With the latest wave of fraud, Rwandan banks are as much at risk as others in the region.

The EastAfrican has learned that one case involved a cardholder who lost money from his account when a cashier at a retail store connived with Cameroonians to rob him.

The cashier reportedly obtained the details on the card and passed them on to the Cameroonians. The information was used by the crooks to buy an air ticket to Dubai.

Fortunately, the card issuer had in place an alert system that sent out a phone message to the customer, “thanking” him for purchasing the ticket.

He reported the matter to police who arrested the crooks.

In another case, a driver is reported to have withdrawn Rwf800,000 ($12,000) from his boss’s account using a duplicate card issued to him by a bank employee.

According to Maurice Toroitich, managing director of KCB Rwanda, “banks have lost huge amounts of money through fraud.”

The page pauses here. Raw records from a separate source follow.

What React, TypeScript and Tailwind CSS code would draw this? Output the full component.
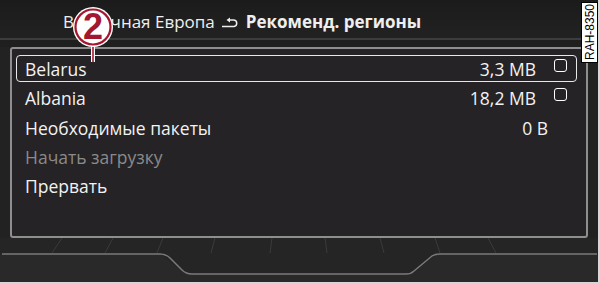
import React from "react";

function Checkbox() {
  return <div className="w-[13px] h-[13px] rounded-[3px] border-[1.5px] border-white -mt-[6px]" />;
}

function Row({
  label,
  value,
  selected,
  checkbox,
  dim,
  valuePad,
}: {
  label: string;
  value?: string;
  selected?: boolean;
  checkbox?: boolean;
  dim?: boolean;
  valuePad?: string;
}) {
  return (
    <div
      className={
        "h-[27px] mb-[2.4px] flex items-center pl-[8px] pr-[9px] rounded-[4px] border-[1.5px] " +
        (selected ? "border-[#e8e8e8]" : "border-transparent")
      }
    >
      <span className={"flex-1 pt-[1px] " + (dim ? "text-[#8a8a8a]" : "text-[#f2f2f2]")}>{label}</span>
      {value && <span className={"pt-[1px] text-[#f2f2f2] " + (valuePad ?? "")}>{value}</span>}
      {checkbox && (
        <div className="ml-[18px] flex items-center">
          <Checkbox />
        </div>
      )}
    </div>
  );
}

export default function App() {
  const leftDiv = [
    [62, 52],
    [113, 105],
    [163, 157],
    [215, 211],
    [272, 270],
  ];
  const rightDiv = [
    [325, 327],
    [380, 384],
    [435, 440],
    [488, 496],
  ];
  return (
    <div
      className="relative w-[600px] h-[283px] overflow-hidden bg-[#232223] border-r-[2px] border-b-[1px] border-[#d8d8d8]"
      style={{ fontFamily: '"Open Sans", "DejaVu Sans", sans-serif' }}
    >
      {/* Header */}
      <div className="h-[38px] bg-gradient-to-b from-[#1b1b1b] to-[#222] flex items-end justify-start pl-[63px] pb-[4px] text-[17px] text-[#efefef]">
        <span>Восточная Европа</span>
        <span className="mx-[6px] mb-[5px]">
          <svg width="19" height="12" viewBox="0 0 19 12">
            <path d="M1 9.5 H13 A3.3 3.3 0 0 0 13 3 H8" fill="none" stroke="#eee" strokeWidth="1.5" />
            <path d="M9 0.5 L5.5 3 L9 5.5 Z" fill="#eee" />
          </svg>
        </span>
        <span className="font-bold">Рекоменд. регионы</span>
      </div>
      <div className="h-[2px] bg-[#3d3d3d]" />
      <div className="h-[7px] bg-[#1f1f1f]" />

      {/* Panel */}
      <div className="mx-[10px] h-[191px] border-2 border-[#8e8e8e] rounded-[3px] bg-[#252325] pt-[6px] pl-[4px] pr-[9px] text-[17.5px]">
        <Row label="Belarus" value="3,3 MB" selected checkbox />
        <Row label="Albania" value="18,2 MB" checkbox />
        <Row label="Необходимые пакеты" value="0 B" valuePad="mr-[19px]" />
        <Row label="Начать загрузку" dim />
        <Row label="Прервать" />
      </div>

      {/* Bottom decoration */}
      <svg width="600" height="46" viewBox="0 0 600 46" className="block">
        <rect x="0" y="0" width="600" height="46" fill="#262526" />
        <path d="M0 16 H160 L186 36 H412 L437 16 H600 V46 H0 Z" fill="#2a292a" />
        {leftDiv.map(([a, b], i) => (
          <line key={"l" + i} x1={a} y1={0} x2={b} y2={15} stroke="#3b3b3b" strokeWidth="1" />
        ))}
        {rightDiv.map(([a, b], i) => (
          <line key={"r" + i} x1={a} y1={0} x2={b} y2={15} stroke="#3b3b3b" strokeWidth="1" />
        ))}
        <path d="M2 16 H160 Q166 16 170 20 L182 32 Q186 36 192 36 H406 Q411 36 414 33 L432 18 Q435 16 440 16 H597" fill="none" stroke="#7a7a7a" strokeWidth="1.5" />
      </svg>

      {/* Callout 2 */}
      <div className="absolute left-[72px] top-[6px] w-[42px] h-[60px]">
        <svg width="42" height="60" viewBox="0 0 42 60" className="absolute left-0 top-0">
          <line x1="21" y1="38" x2="21" y2="56" stroke="#fff" strokeWidth="4" />
          <line x1="21" y1="38" x2="21" y2="56" stroke="#a3182f" strokeWidth="1.6" />
          <circle cx="21" cy="21" r="20" fill="#fff" />
          <circle cx="21" cy="21" r="17.5" fill="#fff" stroke="#a3182f" strokeWidth="2.2" />
        </svg>
        <div
          className="absolute left-0 top-[1px] w-[42px] text-center text-[36px] leading-[40px] font-bold text-[#a3182f]"
          style={{ fontFamily: '"Liberation Sans", Arial, sans-serif' }}
        >
          2
        </div>
      </div>

      {/* RAH label */}
      <div className="absolute left-[581px] top-[2px] w-[17px] h-[61px] bg-white border border-black flex items-center justify-center">
        <span
          className="text-[12px] leading-none text-black"
          style={{ writingMode: "vertical-rl", transform: "rotate(180deg)", fontFamily: '"Liberation Sans", Arial, sans-serif' }}
        >
          RAH-8350
        </span>
      </div>
    </div>
  );
}
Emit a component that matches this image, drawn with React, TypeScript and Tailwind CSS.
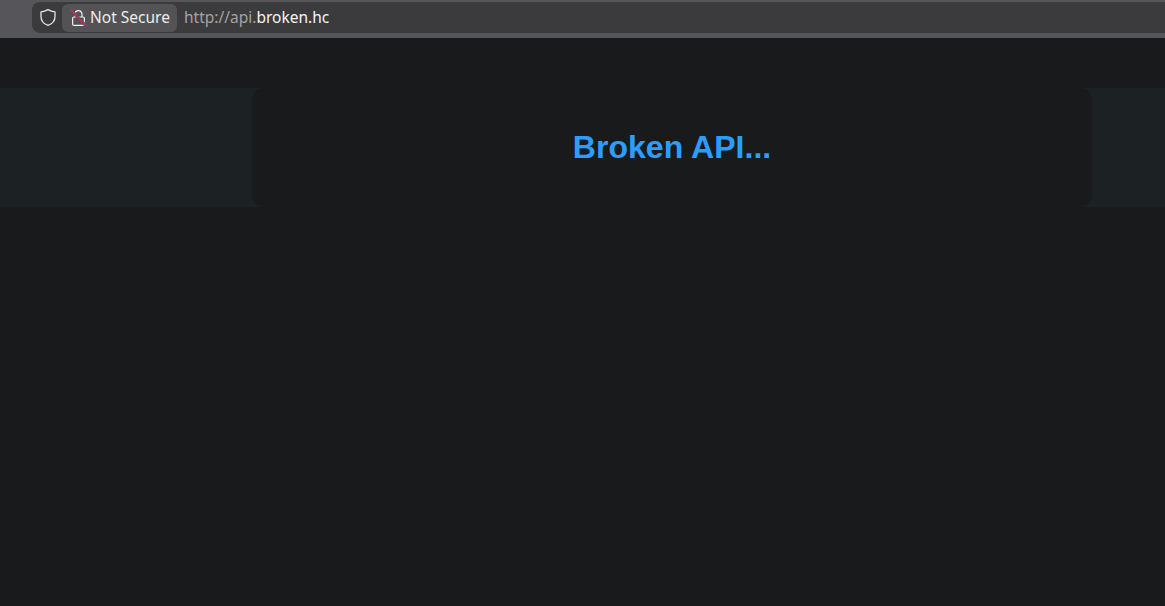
const ShieldOutline = () => (
  <svg width="18" height="19" viewBox="0 0 18 19" fill="none" className="shrink-0">
    <path
      d="M9 1.6c2.2 1.3 4.6 2 7 2.2v4.600c0 4.200-2.800 7.400-7 9-4.200-1.600-7-4.800-7-9V3.800c2.400-.2 4.800-.9 7-2.200Z"
      stroke="#e6e6e6"
      strokeWidth="1.300"
      strokeLinejoin="round"
    />
  </svg>
);

const LockOff = () => (
  <svg width="17" height="18" viewBox="0 0 17 18" fill="none" className="shrink-0">
    <path d="M5 8V5.200a3.500 3.500 0 0 1 7 0V8" stroke="#f0f0f0" strokeWidth="1.200" />
    <rect x="2.600" y="8" width="11.800" height="8.400" rx="1.500" stroke="#f0f0f0" strokeWidth="1.200" />
    <path d="M1 1 16 17" stroke="#535355" strokeWidth="3" />
    <path d="M1 1 16 17" stroke="#d9265c" strokeWidth="1.300" />
  </svg>
);

const App = () => {
  return (
    <div className="flex h-[606px] w-[1165px] flex-col overflow-hidden bg-[#191a1c] font-['Liberation_Sans',sans-serif]">
      <div className="h-[38px] shrink-0 bg-[#56565a] pt-[2px]">
        <div className="ml-8 flex h-[31px] items-center rounded-l-lg bg-[#3b3b3d] pl-[7px]">
          <ShieldOutline />
          <div className="ml-[5px] flex h-[28px] w-[115px] items-center gap-[3px] rounded-md bg-[#535355] pl-2 font-['Noto_Sans',sans-serif] text-[15.500px] text-[#ececec]">
            <LockOff />
            <span>Not Secure</span>
          </div>
          <div className="ml-[7px] font-['Noto_Sans',sans-serif] text-[15.500px] text-[#a3a3a5]">
            http://api.<span className="text-[#f4f4f4]">broken.hc</span>
          </div>
        </div>
      </div>
      <div className="mt-[50px] h-[119px] bg-[#1c2123] pl-[252px]">
        <div className="flex h-full w-[840px] items-center justify-center rounded-xl bg-[#191a1c]">
          <h1 className="text-[32.100px] font-bold text-[#2c9dfd]">Broken API...</h1>
        </div>
      </div>
    </div>
  );
};

export default App;
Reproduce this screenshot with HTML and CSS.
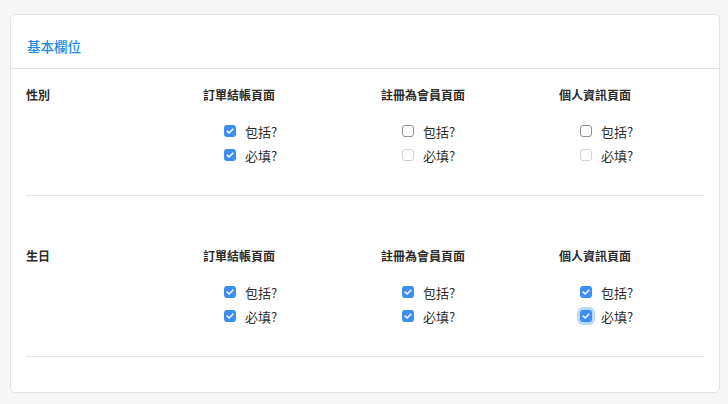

Last year, KCB was hit by the biggest single fraud in the country when it lost half a billion Rwandan francs or nearly $800,000. The matter is in court and Mr Toroitich would not discuss it further.

His counterpart Sajeev Anand, managing director of Rwanda Commercial Bank (BCR), also confirmed banks had been hit by fraud.

“The most common type of fraud on the Rwandan market is fraudulent attempts on account and forgery of cheques,” said Mr Anand who is also the vice president of Rwanda Banker’s Association.

He was quick to add: “But fraud is not limited to Rwanda alone. It is a regional problem. In fact, comparatively, the cases in Rwanda are still very few.”

Police and the National Bank of Rwanda would not provide any data on the magnitude of the problem.